These fresh, healthy tacos are a veggie version of Baja-style fish tacos. Soft corn tortillas cradle, crisp-tender cauliflower (after an initial blanching, the florets are tossed with olive oil and spices and roasted in a hot oven until lightly browned). Sharing tortilla space with the cauliflower: a crisp, lemony cilantro slaw, with red cabbage and carrot. The whole thing is drizzled with Mexican crema or sour cream, seasoned with lemon juice and zest.
What to buy: Meyer lemons are the ubiquitous California backyard citrus. They’re sweeter, milder, and more fragrant than the more common Eureka lemons though, if you can’t find Meyers, a standard lemon will work just fine.
- Yield: 12 tacos
- Difficulty: Easy
- Total: 45 mins
- Active: 30 mins
For the cilantro slaw:
- 1/2 a medium head red cabbage, in thin strips
- 1 medium carrot, grated
- 2 tablespoons freshly squeezed lemon juice, preferably from a Meyer lemon
- 2 tablespoons white wine vinegar
- 1 teaspoon olive oil
- 1/2 teaspoon kosher salt
- 2/3 cup roughly chopped cilantro
For the lemon crema:
- 1/2 cup Mexican crema or sour cream
- 1/2 teaspoon finely grated lemon zest, preferably from a Meyer lemon
- 1 tablespoon freshly squeezed lemon juice, preferably from a Meyer lemon
- Kosher salt, to taste
- Freshly ground black pepper, to taste
For the cauliflower:
- 1 large head cauliflower, cut into approximately 1-inch florets
- 2 teaspoons chili powder
- 2 teaspoons smoked paprika
- 1 teaspoon ground coriander
- 1/2 teaspoon ground cumin
- 1/2 teaspoon garlic powder
- 1/4 teaspoon kosher salt
- 2 tablespoons olive oil
- 12 corn tortillas
To make the cilantro slaw:
- Combine all the slaw ingredients in a large mixing bowl and toss to combine. Set aside.
To make the lemon crema:
- In a small mixing bowl, whisk together the crema or sour cream with the lemon juice and zest. Add salt and black pepper to taste. Set aside.
To make the tacos:
- Heat the oven to 400°F. Line a rimmed baking sheet with parchment.

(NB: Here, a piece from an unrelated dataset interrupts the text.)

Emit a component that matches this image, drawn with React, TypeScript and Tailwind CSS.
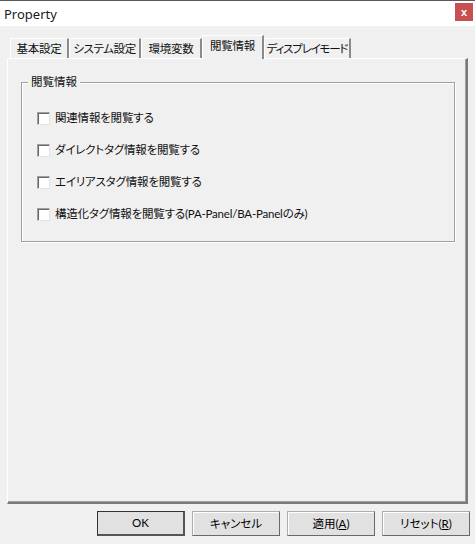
import React from "react";

const tabs = [
  { label: "基本設定", w: "w-[59px]", t: "tracking-[-0.2px]" },
  { label: "システム設定", w: "w-[72px]", t: "tracking-[-0.4px]" },
  { label: "環境変数", w: "w-[61px]", t: "tracking-[-0.2px]" },
  { label: "閲覧情報", w: "w-[62px]", t: "tracking-[-0.2px]", active: true },
  { label: "ディスプレイモード", w: "w-[87px]", t: "tracking-[-1.2px]" },
];

const options = [
  "関連情報を閲覧する",
  "ダイレクトタグ情報を閲覧する",
  "エイリアスタグ情報を閲覧する",
  "構造化タグ情報を閲覧する(PA-Panel/BA-Panelのみ)",
];

function Checkbox() {
  return (
    <div className="w-[13px] h-[13px] shrink-0 bg-white border-t border-l border-[#a0a0a0] border-r-[#e3e3e3] border-b-[#e3e3e3] border-r border-b shadow-[inset_1px_1px_0_#696969]" />
  );
}

function Button({
  children,
  primary,
}: {
  children: React.ReactNode;
  primary?: boolean;
}) {
  return (
    <button
      className={`w-[88px] h-[25px] flex items-center justify-center text-[11.5px] leading-none text-black bg-[#e1e1e1] ${
        primary
          ? "border border-[#333333] border-r-2 border-b-2 border-r-[#555555] border-b-[#555555]"
          : "border border-[#adadad] border-r-[#696969] border-b-[#696969] shadow-[inset_1px_1px_0_#ffffff]"
      }`}
    >
      {children}
    </button>
  );
}

export default function App() {
  return (
    <div className="w-[475px] h-[544px] bg-[#f0f0f0] flex flex-col font-['Lato','Noto_Sans_CJK_JP',sans-serif] [font-feature-settings:'palt'] text-black overflow-hidden">
      {/* Title bar */}
      <div className="h-[26px] shrink-0 bg-white border-t border-[#5a5a5a] flex items-start justify-between pl-[4px] pr-[2px]">
        <span className="text-[13px] leading-none mt-[7px] text-[#1a1a1a] font-['Noto_Sans',sans-serif]">Property</span>
        <div className="w-[18px] h-[18px] mt-[2px] bg-[#c75050] flex items-center justify-center">
          <span className="text-white text-[11px] font-bold leading-none font-['Liberation_Sans',sans-serif]">x</span>
        </div>
      </div>

      {/* Tabs + panel */}
      <div className="flex flex-col pl-[7px] pt-[8px]">
        <div className="flex items-end h-[24px] pl-[3px] relative z-10">
          {tabs.map((t) =>
            t.active ? (
              <div
                key={t.label}
                className={`${t.w} ${t.t} h-[24px] -mb-px bg-[#f0f0f0] border-t border-l border-white border-r-2 border-r-[#8a8a8a] flex justify-center pt-[4px] text-[11.5px] leading-none whitespace-nowrap text-[#111]`}
              >
                {t.label}
              </div>
            ) : (
              <div
                key={t.label}
                className={`${t.w} ${t.t} h-[20px] bg-[#f0f0f0] border-t border-l border-white border-r-2 border-r-[#8a8a8a] flex justify-center pt-[4px] text-[11.5px] leading-none whitespace-nowrap text-[#111]`}
              >
                {t.label}
              </div>
            )
          )}
        </div>
        <div className="w-[461px] h-[446px] border-t border-l border-white border-r-2 border-b-2 border-r-[#7a7a7a] border-b-[#7a7a7a] shadow-[inset_-1px_-1px_0_#a0a0a0]">
          {/* Group box */}
          <div className="relative mt-[23px] ml-[13px] w-[434px] h-[160px] border border-[#a0a0a0] shadow-[1px_1px_0_#ffffff,inset_1px_1px_0_#ffffff]">
            <span className="absolute -top-[7px] left-[6px] px-[3px] bg-[#f0f0f0] text-[11.5px] leading-none text-[#111]">
              閲覧情報
            </span>
            <div className="flex flex-col gap-[16px] pt-[27px] pl-[15px]">
              {options.map((o) => (
                <div key={o} className="flex items-center h-[16px] gap-[5px]">
                  <Checkbox />
                  <span className="text-[11.5px] tracking-[-0.2px] leading-none text-[#111] whitespace-nowrap">{o}</span>
                </div>
              ))}
            </div>
          </div>
        </div>
      </div>

      {/* Buttons */}
      <div className="flex justify-end gap-[7px] pr-[5px] mt-[7px]">
        <Button primary>OK</Button>
        <Button>キャンセル</Button>
        <Button>
          適用(<span className="underline">A</span>)
        </Button>
        <Button>
          リセット(<span className="underline">R</span>)
        </Button>
      </div>
    </div>
  );
}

- Bring a large pot of salted water to the boil over high heat. Add the cauliflower florets and simmer until barely softened, about 90 seconds. Drain in a colander and set aside.
- In a large mixing bowl. combine the chile powder, paprika, coriander, cumin, salt, and olive oil. Add the cauliflower and toss until evenly coasted. Arrange the seasoned cauliflower in a single layer on the prepared baking sheet. Bake 10 minutes, then stir the cauliflower to redistribute. Bake an additional 10 minutes, or until the cauliflower florets are lightly browned.
- Wrap the tortillas (6 at a time) in a moist paper towel and microwave until warm and pliable, 20 to 40 seconds.
- To serve, top a warm tortilla with a few cauliflower florets and some of the cilantro slaw. Drizzle with lemon crema. Repeat with the remaining tortillas.